今年度ある大学で担当したリレー形式の講義で、僕はユウェナーリスの『諷刺詩』(日本語訳については下記リンクを参照)を扱ったのだが、今日は、その講義に参加してくれた学生たちのレポートを読んだ。
レポートの課題は、「『諷刺詩』のうちどれかひとつ歌を選び、そこで登場する「私」について論じなさい」としたのだが、これは、ユウェナーリス研究における中心的論点をふまえて考えたものだ。『諷刺詩』は、一人称の「私」が語るという形式をもつが、この「私」は、作者のユウェナーリスと単純にイコール関係で結べるわけではない(つまりこの「私」はペルソナである)、というのが大前提で、研究者たちは、この「私」の性質について長年議論を重ねてきた。

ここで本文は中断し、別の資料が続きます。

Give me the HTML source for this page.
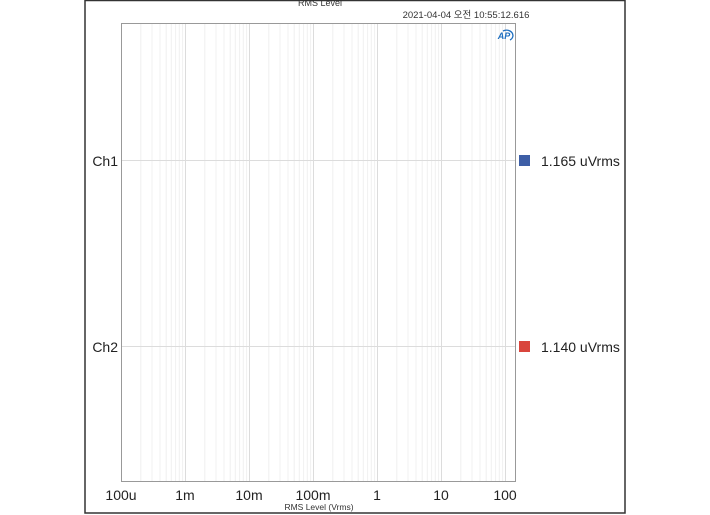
<!DOCTYPE html>
<html><head><meta charset="utf-8"><style>
html,body{margin:0;padding:0;background:#fff;width:710px;height:515px;overflow:hidden}
svg{display:block}
text{font-family:"Liberation Sans","Noto Sans CJK KR",sans-serif}
</style></head><body>
<svg width="710" height="515" viewBox="0 0 710 515">
<rect x="85" y="0.5" width="540" height="512.5" fill="#fff" stroke="#333" stroke-width="1.5"/>
<text x="320" y="6" font-size="9" fill="#333" text-anchor="middle">RMS Level</text>
<text x="466" y="18" font-size="9.5" fill="#333" text-anchor="middle">2021-04-04 오전 10:55:12.616</text>
<g stroke="#f0f0f0" stroke-width="1">
<g id="d">
<line x1="140.8" y1="23" x2="140.8" y2="481"/><line x1="152" y1="23" x2="152" y2="481"/><line x1="160" y1="23" x2="160" y2="481"/><line x1="166.2" y1="23" x2="166.2" y2="481"/><line x1="171.3" y1="23" x2="171.3" y2="481"/><line x1="175.6" y1="23" x2="175.6" y2="481"/><line x1="179.3" y1="23" x2="179.3" y2="481"/><line x1="182.6" y1="23" x2="182.6" y2="481"/>
</g>
<use href="#d" x="64"/><use href="#d" x="128"/><use href="#d" x="192"/><use href="#d" x="256"/><use href="#d" x="320"/>
</g>
<g stroke="#dcdcdc" stroke-width="1">
<line x1="185.5" y1="23" x2="185.5" y2="481"/><line x1="249.5" y1="23" x2="249.5" y2="481"/><line x1="313.5" y1="23" x2="313.5" y2="481"/><line x1="377.5" y1="23" x2="377.5" y2="481"/><line x1="441.5" y1="23" x2="441.5" y2="481"/><line x1="505.5" y1="23" x2="505.5" y2="481"/>
<line x1="121" y1="160.5" x2="516" y2="160.5"/><line x1="121" y1="346.5" x2="516" y2="346.5"/>
</g>
<rect x="121.5" y="23.5" width="394" height="458" fill="none" stroke="#999" stroke-width="1"/>
<text x="504" y="39" font-size="9" font-weight="bold" font-style="italic" fill="#1f6fc0" text-anchor="middle">AP</text>
<path d="M503 31 a6 5 0 0 1 7 9" fill="none" stroke="#1f6fc0" stroke-width="1.3"/>
<text x="118" y="166" font-size="14" fill="#222" text-anchor="end">Ch1</text>
<text x="118" y="352" font-size="14" fill="#222" text-anchor="end">Ch2</text>
<rect x="519" y="155" width="11" height="11" fill="#3d5ea6"/>
<rect x="519" y="341" width="11" height="11" fill="#d9453c"/>
<text x="541" y="166" font-size="14" fill="#222">1.165 uVrms</text>
<text x="541" y="352" font-size="14" fill="#222">1.140 uVrms</text>
<g font-size="14" fill="#222" text-anchor="middle">
<text x="121" y="500">100u</text><text x="185" y="500">1m</text><text x="249" y="500">10m</text><text x="313" y="500">100m</text><text x="377" y="500">1</text><text x="441" y="500">10</text><text x="505" y="500">100</text>
</g>
<text x="319" y="510" font-size="8.5" fill="#333" text-anchor="middle">RMS Level (Vrms)</text>
</svg>
</body></html>
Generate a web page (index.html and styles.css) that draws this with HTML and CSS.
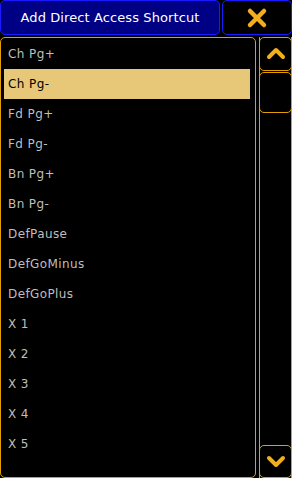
FILE: index.html
```html
<!DOCTYPE html>
<html lang="en">
<head>
    <meta charset="UTF-8">
    <meta name="viewport" content="width=device-width, initial-scale=1.0">
    <title>Add Direct Access Shortcut</title>
    <link rel="stylesheet" href="styles.css">
</head>
<body>
    <div class="dialog">
        <!-- Title bar -->
        <div class="title-row">
            <div class="title">Add Direct Access Shortcut</div>
            <div class="close-btn">
                <svg width="22" height="22" viewBox="0 0 22 22">
                    <path d="M4 4 L18 18 M18 4 L4 18" stroke="#f2ae1c" stroke-width="4.5" stroke-linecap="round" fill="none"/>
                </svg>
            </div>
        </div>

        <!-- List section -->
        <div class="main-row">
            <div class="list">
                <div class="item">Ch Pg+</div>
                <div class="item selected">Ch Pg-</div>
                <div class="item">Fd Pg+</div>
                <div class="item">Fd Pg-</div>
                <div class="item">Bn Pg+</div>
                <div class="item">Bn Pg-</div>
                <div class="item">DefPause</div>
                <div class="item">DefGoMinus</div>
                <div class="item">DefGoPlus</div>
                <div class="item">X 1</div>
                <div class="item">X 2</div>
                <div class="item">X 3</div>
                <div class="item">X 4</div>
                <div class="item">X 5</div>
            </div>

            <!-- Scrollbar -->
            <div class="scrollbar">
                <div class="scroll-btn up">
                    <svg width="20" height="14" viewBox="0 0 20 14">
                        <path d="M3 11 L10 4 L17 11" stroke="#f2ae1c" stroke-width="4" stroke-linecap="round" stroke-linejoin="round" fill="none"/>
                    </svg>
                </div>
                <div class="thumb"></div>
                <div class="track"></div>
                <div class="scroll-btn down">
                    <svg width="20" height="14" viewBox="0 0 20 14">
                        <path d="M3 3 L10 10 L17 3" stroke="#f2ae1c" stroke-width="4" stroke-linecap="round" stroke-linejoin="round" fill="none"/>
                    </svg>
                </div>
            </div>
        </div>
    </div>
</body>
</html>
```

FILE: styles.css
```css
body {
    margin: 0;
    padding: 0;
    background-color: #000;
    font-family: "DejaVu Sans", sans-serif;
}

.dialog {
    width: 292px;
    height: 478px;
    display: flex;
    flex-direction: column;
    gap: 2px;
}

.title-row {
    display: flex;
    gap: 2px;
    height: 35px;
}

.title {
    width: 220px;
    box-sizing: border-box;
    background-color: #000084;
    border: 1px solid #1a1aff;
    border-radius: 5px;
    color: #fff;
    font-size: 13px;
    letter-spacing: 0.1px;
    display: flex;
    align-items: center;
    justify-content: center;
}

.close-btn {
    flex: 1;
    box-sizing: border-box;
    border: 1px solid #1a1aff;
    border-radius: 5px;
    display: flex;
    align-items: center;
    justify-content: center;
}

.main-row {
    flex: 1;
    display: flex;
    gap: 3px;
}

.list {
    width: 256px;
    box-sizing: border-box;
    border: 1px solid #e0a000;
    border-radius: 5px;
    padding: 1px 5px 0 3px;
}

.item {
    height: 30px;
    line-height: 30px;
    padding-left: 4px;
    color: #bebebe;
    font-size: 12px;
    letter-spacing: 0.4px;
}

.item.selected {
    background-color: #e6c878;
    color: #000;
}

.scrollbar {
    flex: 1;
    box-sizing: border-box;
    border-left: 1px solid #e0a000;
    border-right: 1px solid #e0a000;
    display: flex;
    flex-direction: column;
}

.scroll-btn,
.thumb {
    box-sizing: border-box;
    border: 1px solid #e0a000;
    border-radius: 5px;
    margin: 0 -1px;
}

.scroll-btn {
    height: 34px;
    display: flex;
    align-items: center;
    justify-content: center;
}

.scroll-btn.up {
    padding-bottom: 3px;
}

.thumb {
    height: 41px;
    margin-top: 1px;
}

.track {
    flex: 1;
}

.scroll-btn.down {
    height: 33px;
}
```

この「私」を特徴づけるものとして最も注目を集めてきたのが、「怒り」の感情だ。全体の序歌にあたる第1歌の開始部(79行)で、「怒りが詩を書かせる」(facit indignatio uersum)と述べられているのがその理由だ。そしてじっさい、『諷刺詩』の「私」は、周囲のさまざまな悪徳にたいし、「怒り」の感情を見せており、「私」は「怒る」詩人である、という判断はけっして間違いではない。
ただ、この「私」は、ただ怒りまくるだけの人物ではない。たしかに第1歌から第6歌は「怒り」が土台となっているように思われるが、第7歌以降はこの「怒り」が一種の和らぎを見せており、それはたとえば諦念や茶化しに姿を変えている。『諷刺詩』の「私」は、非常に多面的な顔をもっているわけだ。
「ペルソナとしての私」というのは、学生たちには少し難しいテーマかもしれないと思っていたが、レポートを読むと、なかなか面白いものが多く、嬉しかった。レポート提出者の全員が今後もユウェナーリスの研究をし続けるとは思っていないが、このテーマは、その後のヨーロッパの諷刺文学を理解するうえでも重要なので、彼らには、今回学んだことを忘れないでいてほしい。